Exercise requirements - Check each line of the records for "page"; collect those that have it.

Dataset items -
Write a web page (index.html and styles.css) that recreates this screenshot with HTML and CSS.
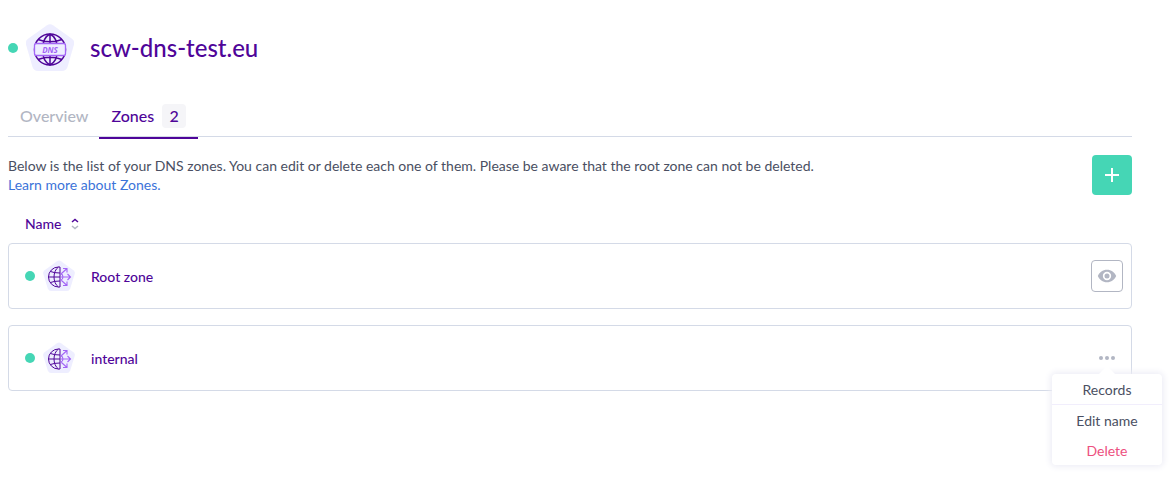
FILE: index.html
```html
<!DOCTYPE html>
<html lang="en">
<head>
<meta charset="utf-8">
<title>scw-dns-test.eu – Zones</title>
<link rel="stylesheet" href="styles.css">
</head>
<body>
<svg class="defs" aria-hidden="true">
  <symbol id="zone-icon" viewBox="0 0 32 32">
    <path fill="#eeeeff" d="M14 1.200Q16 -.2 18 1.200L30.400 10.200Q32.400 11.700 31.700 14L27.200 28.500Q26.300 31 23.800 31H8.200Q5.700 31 4.800 28.500L.3 14Q-.4 11.700 1.600 10.200Z"/>
    <g fill="none" stroke="#4f0599" stroke-width="1">
      <path d="M15.500 7A10 10 0 0 0 15.500 27H17V7ZM15.500 7C9.500 11 9.500 23 15.500 27M5.500 17H17M7.500 11.500Q11 13 17 13M7.500 22.500Q11 21 17 21"/>
    </g>
    <g fill="none" stroke="#a365f6" stroke-width="1.100">
      <path d="M17.500 13.500Q20 14.500 20 17T17.500 20.500M17.500 17H27M24.500 14L27.500 17L24.500 20M18.500 13.500L24 8.500M20 8.500H24V12.500M18.500 20.500L24 25.500M20 25.500H24V21.500"/>
    </g>
  </symbol>
</svg>
<main class="page">
  <header class="title">
    <span class="dot"></span>
    <svg class="title-icon" viewBox="0 0 48 48" aria-hidden="true">
      <path fill="#eeeeff" d="M21 1.300Q24 -.8 27 1.300L46 14.700Q49 17 48 20.500L41.500 43Q40 47 36 47H12Q8 47 6.500 43L0 20.500Q-1 17 2 14.700Z"/>
      <g fill="none" stroke="#4f0599" stroke-width="1.500">
        <circle cx="24" cy="25.500" r="15.500"/>
        <path d="M24 10V41M24 10C18 13 16.500 18 16.500 25.500S18 38 24 41C30 38 31.500 33 31.500 25.500S30 13 24 10M12 15.500Q24 20 36 15.500M12 35.500Q24 31 36 35.500"/>
      </g>
      <rect x="8.500" y="19.500" width="31" height="12" rx="2" fill="#eeeeff" stroke="#a365f6" stroke-width="1.300"/>
      <text class="icon-text" x="24" y="28.500" text-anchor="middle">DNS</text>
    </svg>
    <h1>scw-dns-test.eu</h1>
  </header>
  <nav class="tabs">
    <a class="tab" href="#overview">Overview</a>
    <a class="tab active" href="#zones" aria-current="page">Zones <span class="count">2</span></a>
  </nav>
  <section class="intro">
    <p>Below is the list of your DNS zones. You can edit or delete each one of them. Please be aware that the root zone can not be deleted.<br><a href="#learn">Learn more about Zones.</a></p>
    <button class="add" aria-label="Add zone"><svg width="16" height="16" viewBox="0 0 16 16"><path d="M8 1V15M1 8H15" stroke="#fff" stroke-width="2"/></svg></button>
  </section>
  <table class="zones">
    <thead><tr><th scope="col"><button class="sort">Name <svg width="8" height="12" viewBox="0 0 8 12" fill="none" stroke-width="1.500" aria-hidden="true"><path d="M1 4L4 1.500L7 4" stroke="#4f0599"/><path d="M1 8L4 10.500L7 8" stroke="#b2b6c3"/></svg></button></th></tr></thead>
    <tbody>
      <tr>
        <td class="name"><span class="dot"></span><svg class="zone-icon" aria-hidden="true"><use href="#zone-icon"/></svg>Root zone</td>
        <td class="action"><button class="view" aria-label="View zone"><svg width="20" height="20" viewBox="0 0 24 24"><path fill="#b2b6c3" fill-rule="evenodd" d="M12 4.500C7 4.500 2.700 7.600 1 12c1.700 4.400 6 7.500 11 7.500s9.300-3.100 11-7.500c-1.700-4.400-6-7.500-11-7.500zM12 17a5 5 0 1 1 0-10 5 5 0 0 1 0 10zm0-8a3 3 0 1 0 0 6 3 3 0 0 0 0-6z"/></svg></button></td>
      </tr>
      <tr>
        <td class="name"><span class="dot"></span><svg class="zone-icon" aria-hidden="true"><use href="#zone-icon"/></svg>internal</td>
        <td class="action"><button class="more" aria-label="More actions"><svg width="16" height="4" viewBox="0 0 16 4" fill="#b2b6c3"><circle cx="2" cy="2" r="2"/><circle cx="8" cy="2" r="2"/><circle cx="14" cy="2" r="2"/></svg></button>
          <div class="menu"><button>Records</button><button>Edit name</button><button class="danger">Delete</button></div>
        </td>
      </tr>
    </tbody>
  </table>
</main>
</body>
</html>
```
FILE: styles.css
```css
* { box-sizing: border-box; }
body {
  margin: 0;
  background: #fff;
  color: #4a4f62;
  font: 14px/19px Lato, "Noto Sans", sans-serif;
}
button { font: inherit; color: inherit; border: 0; padding: 0; background: none; cursor: pointer; }
a { color: #3b73d9; text-decoration: none; }
svg { display: block; flex: none; }
.defs { position: absolute; width: 0; height: 0; }
.page { min-height: 100vh; padding: 24px 43px 24px 8px; }
.dot { flex: none; width: 10px; height: 10px; border-radius: 50%; background: #45d6b5; }
.title { display: flex; align-items: center; height: 48px; }
.title-icon { width: 48px; height: 48px; margin: 0 16px 0 8px; }
.icon-text { font: italic bold 8px "Noto Sans", sans-serif; fill: #a365f6; }
h1 { margin: 0; color: #4f0599; font-size: 24px; line-height: 32px; font-weight: 500; }
.tabs { display: flex; height: 41px; margin-top: 24px; border-bottom: 1px solid #d4dae7; }
.tab { display: flex; align-items: center; height: 43px; padding: 0 11px 4px 12px; font-size: 16px; font-weight: 500; color: #b2b6c3; }
.tab.active { padding: 0 12px 2px; color: #4f0599; border-bottom: 2px solid #4f0599; }
.count { margin-left: 8px; width: 24px; border-radius: 4px; background: #f5f5f8; line-height: 24px; text-align: center; }
.intro { display: flex; justify-content: space-between; margin-top: 18px; }
.intro p { margin: 1px 0 0; }
.add { display: grid; place-items: center; flex: none; width: 40px; height: 40px; border-radius: 4px; background: #45d6b5; }
.zones, .zones tbody { display: flex; flex-direction: column; }
.zones { margin-top: 19px; border-spacing: 0; }
.zones thead { display: block; padding: 0 17px 10px; }
.zones th { padding: 0; }
.sort { display: flex; align-items: center; gap: 9px; color: #4f0599; font-weight: 500; }
.zones tbody { gap: 16px; }
.zones tbody tr { display: flex; align-items: center; justify-content: space-between; height: 66px; padding: 0 8px 0 16px; border: 1px solid #d4dae7; border-radius: 4px; }
.zones td { padding: 0; }
.name { display: flex; align-items: center; color: #4f0599; font-weight: 500; }
.zone-icon { width: 32px; height: 32px; margin: 0 16px 0 8px; }
.action { position: relative; }
.view, .more { display: grid; place-items: center; width: 32px; height: 32px; border-radius: 4px; }
.view { border: 1px solid #b2b6c3; }
.menu { position: absolute; top: 32px; left: 50%; width: 110px; margin-left: -55px; border-radius: 4px; background: #fff; box-shadow: 0 0 6px 2px #eeeef6; }
.menu::before { content: ""; position: absolute; top: -8px; left: 47px; border: solid transparent; border-width: 0 8px 8px; border-bottom-color: #fff; }
.menu button { display: block; width: 100%; height: 30px; }
.menu button:first-child { height: 31px; border-bottom: 1px solid #f1eefc; }
.menu .danger { color: #ed5080; }
```
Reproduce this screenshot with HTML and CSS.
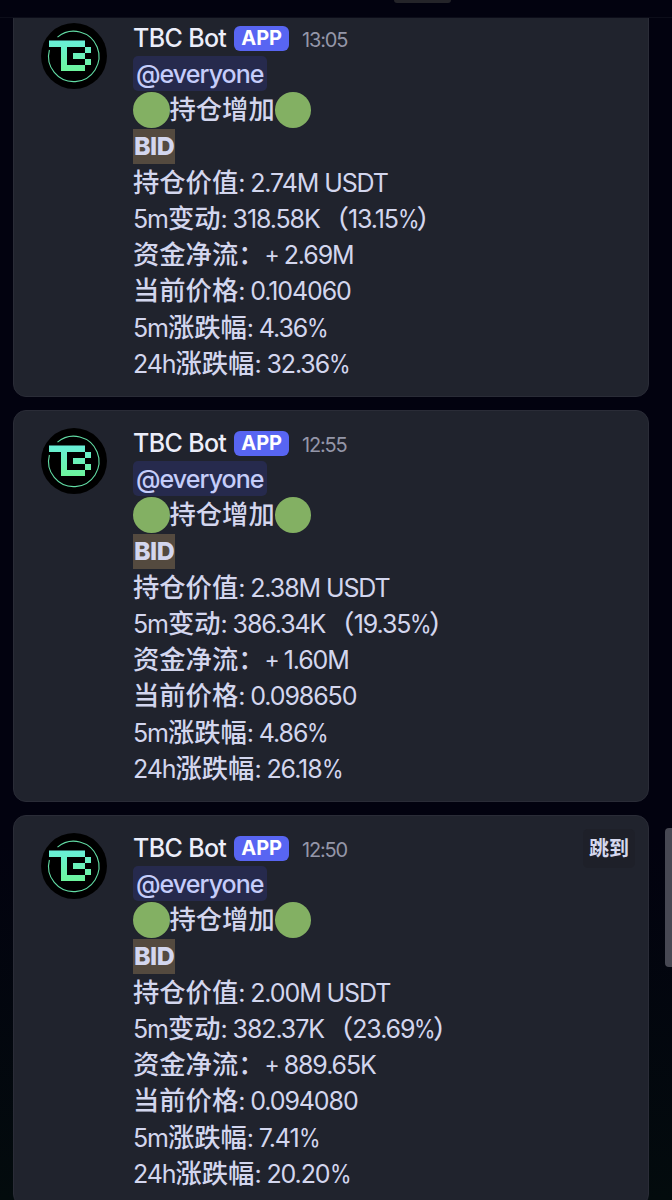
FILE: index.html
```html
<!DOCTYPE html>
<html lang="zh-CN">
<head>
  <meta charset="UTF-8" />
  <meta name="viewport" content="width=device-width, initial-scale=1.0"/>
  <title>TBC Bot</title>
  <link rel="stylesheet" href="styles.css">
</head>
<body>

<svg class="defs" width="0" height="0">
  <defs>
    <linearGradient id="mint" x1="0" y1="0" x2="0" y2="1">
      <stop offset="0" stop-color="#68efd9"/>
      <stop offset="1" stop-color="#6df59c"/>
    </linearGradient>
    <symbol id="logo" viewBox="0 0 66 66">
      <circle cx="33" cy="33" r="33" fill="#000"/>
      <path d="M16.5 14.2A25.2 25.2 0 1 1 8.4 27" fill="none" stroke="#62dda5" stroke-width="1.1"/>
      <path fill="url(#mint)" d="M8 17.5H44V24H50V30H44V24H26V42H44V36H50V42H44V48H20V24H8ZM32 30H44V36H32Z"/>
    </symbol>
  </defs>
</svg>

<div class="topbar"><div class="handle"></div></div>

<main class="list">
  <article class="card">
    <svg class="avatar"><use href="#logo"/></svg>
    <div class="message">
      <div class="row head"><span class="name">TBC Bot</span><span class="badge">APP</span><span class="time">13:05</span></div>
      <div class="row"><span class="mention">@everyone</span></div>
      <div class="row"><i class="dot"></i>持仓增加<i class="dot"></i></div>
      <div class="row"><b class="mark">BID</b></div>
      <div class="row">持仓价值<span class="num">: 2.74M USDT</span></div>
      <div class="row"><span class="num">5m</span>变动<span class="num">: 318.58K</span><span class="open">（</span><span class="num">13.15<small>%</small></span><span class="close">）</span></div>
      <div class="row">资金净流：<span class="num"><span class="plus">+</span> 2.69M</span></div>
      <div class="row">当前价格<span class="num">: 0.104060</span></div>
      <div class="row"><span class="num">5m</span>涨跌幅<span class="num">: 4.36<small>%</small></span></div>
      <div class="row"><span class="num">24h</span>涨跌幅<span class="num">: 32.36<small>%</small></span></div>
    </div>
  </article>

  <article class="card">
    <svg class="avatar"><use href="#logo"/></svg>
    <div class="message">
      <div class="row head"><span class="name">TBC Bot</span><span class="badge">APP</span><span class="time">12:55</span></div>
      <div class="row"><span class="mention">@everyone</span></div>
      <div class="row"><i class="dot"></i>持仓增加<i class="dot"></i></div>
      <div class="row"><b class="mark">BID</b></div>
      <div class="row">持仓价值<span class="num">: 2.38M USDT</span></div>
      <div class="row"><span class="num">5m</span>变动<span class="num">: 386.34K</span><span class="open">（</span><span class="num">19.35<small>%</small></span><span class="close">）</span></div>
      <div class="row">资金净流：<span class="num"><span class="plus">+</span> 1.60M</span></div>
      <div class="row">当前价格<span class="num">: 0.098650</span></div>
      <div class="row"><span class="num">5m</span>涨跌幅<span class="num">: 4.86<small>%</small></span></div>
      <div class="row"><span class="num">24h</span>涨跌幅<span class="num">: 26.18<small>%</small></span></div>
    </div>
  </article>

  <article class="card">
    <svg class="avatar"><use href="#logo"/></svg>
    <div class="message">
      <div class="row head"><span class="name">TBC Bot</span><span class="badge">APP</span><span class="time">12:50</span></div>
      <div class="row"><span class="mention">@everyone</span></div>
      <div class="row"><i class="dot"></i>持仓增加<i class="dot"></i></div>
      <div class="row"><b class="mark">BID</b></div>
      <div class="row">持仓价值<span class="num">: 2.00M USDT</span></div>
      <div class="row"><span class="num">5m</span>变动<span class="num">: 382.37K</span><span class="open">（</span><span class="num">23.69<small>%</small></span><span class="close">）</span></div>
      <div class="row">资金净流：<span class="num"><span class="plus">+</span> 889.65K</span></div>
      <div class="row">当前价格<span class="num">: 0.094080</span></div>
      <div class="row"><span class="num">5m</span>涨跌幅<span class="num">: 7.41<small>%</small></span></div>
      <div class="row"><span class="num">24h</span>涨跌幅<span class="num">: 20.20<small>%</small></span></div>
    </div>
    <button class="jump">跳到</button>
  </article>
</main>

<div class="scrollbar"></div>

</body>
</html>
```
FILE: styles.css
```css
* {
  box-sizing: border-box;
}
body {
  margin: 0;
  height: 1200px;
  overflow: hidden;
  position: relative;
  background: linear-gradient(#02020f, #02020f 70%, #030b0d);
  color: #d3d6ee;
  font-family: "Inter", "Noto Sans CJK SC", sans-serif;
}
.defs {
  position: absolute;
}
.topbar {
  height: 18px;
  border-bottom: 1px solid #0c0d19;
}
.handle {
  width: 57px;
  height: 3px;
  margin-left: 394px;
  border-radius: 0 0 4px 4px;
  background: #242429;
}
.list {
  height: 1182px;
  overflow: hidden;
  padding: 0 23px 0 13px;
}
.card {
  display: flex;
  align-items: flex-start;
  height: 391.5px;
  margin-bottom: 13.5px;
  padding: 14px 13px 0 27px;
  border: 1px solid #2a2c37;
  border-radius: 13px;
  background: #20232d;
}
.card:first-child {
  margin-top: -13px;
}
.avatar {
  width: 66px;
  height: 66px;
  margin: 3px 26px 0 0;
  flex: none;
}
.message {
  flex: 1;
}
.row {
  display: flex;
  align-items: baseline;
  height: 36.2px;
  line-height: 31.4px;
  font-family: "Noto Sans CJK SC", sans-serif;
  font-size: 26.3px;
  font-weight: 500;
  white-space: pre;
}
.num {
  font-family: "Inter", sans-serif;
  font-size: 25px;
  font-weight: 400;
  letter-spacing: -1.1px;
}
.num small {
  font-size: 25px;
  letter-spacing: -3px;
  display: inline-block;
  transform: scaleX(0.88);
  transform-origin: left;
}
.plus {
  font-size: 23px;
  letter-spacing: -2px;
  vertical-align: 1px;
}
.open {
  margin: 0 -1px 0 3px;
}
.close {
  margin-left: -3px;
}
.head {
  align-items: center;
}
.name {
  font-family: "Inter", sans-serif;
  font-size: 25px;
  font-weight: 500;
  line-height: 36.2px;
  letter-spacing: -0.65px;
  color: #eceefa;
}
.badge {
  height: 25px;
  margin-left: 8px;
  padding: 0 7px;
  border-radius: 6px;
  background: #5865f2;
  color: #fff;
  font-family: "Inter", sans-serif;
  font-size: 20px;
  font-weight: 700;
  line-height: 25px;
}
.time {
  margin: 4px 0 0 13px;
  font-family: "Inter", sans-serif;
  font-size: 20px;
  font-weight: 400;
  line-height: 36.2px;
  letter-spacing: -1.2px;
  color: #9496a8;
}
.mention {
  height: 35px;
  padding: 0 3px;
  border-radius: 5px;
  background: #262a4d;
  color: #c5cdfa;
  font-family: "Inter", sans-serif;
  font-size: 25px;
  font-weight: 500;
  line-height: 36.2px;
  letter-spacing: -0.95px;
}
.dot {
  align-self: center;
  width: 36.5px;
  height: 36px;
  border-radius: 50%;
  background: #83b063;
}
.mark {
  height: 35.5px;
  padding: 0 1px;
  background: #544a3f;
  font-family: "Inter", sans-serif;
  font-size: 25px;
  font-weight: 800;
  line-height: 35px;
  letter-spacing: -0.5px;
}
.jump {
  width: 52px;
  height: 39px;
  margin-top: -1px;
  padding: 0 0 3px;
  border: none;
  border-radius: 5px;
  background: #1e2029;
  color: #d5d8ee;
  font-family: "Noto Sans CJK SC", sans-serif;
  font-size: 20px;
  font-weight: 700;
}
.scrollbar {
  position: absolute;
  top: 828px;
  right: 0;
  width: 7px;
  height: 139px;
  border-radius: 4px 0 0 4px;
  background: #474853;
}
```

Worked solution -
Write a web page (index.html and styles.css) that recreates this screenshot with HTML and CSS.
<main class="page">
    <a class="tab active" href="#zones" aria-current="page">Zones <span class="count">2</span></a>
.page { min-height: 100vh; padding: 24px 43px 24px 8px; }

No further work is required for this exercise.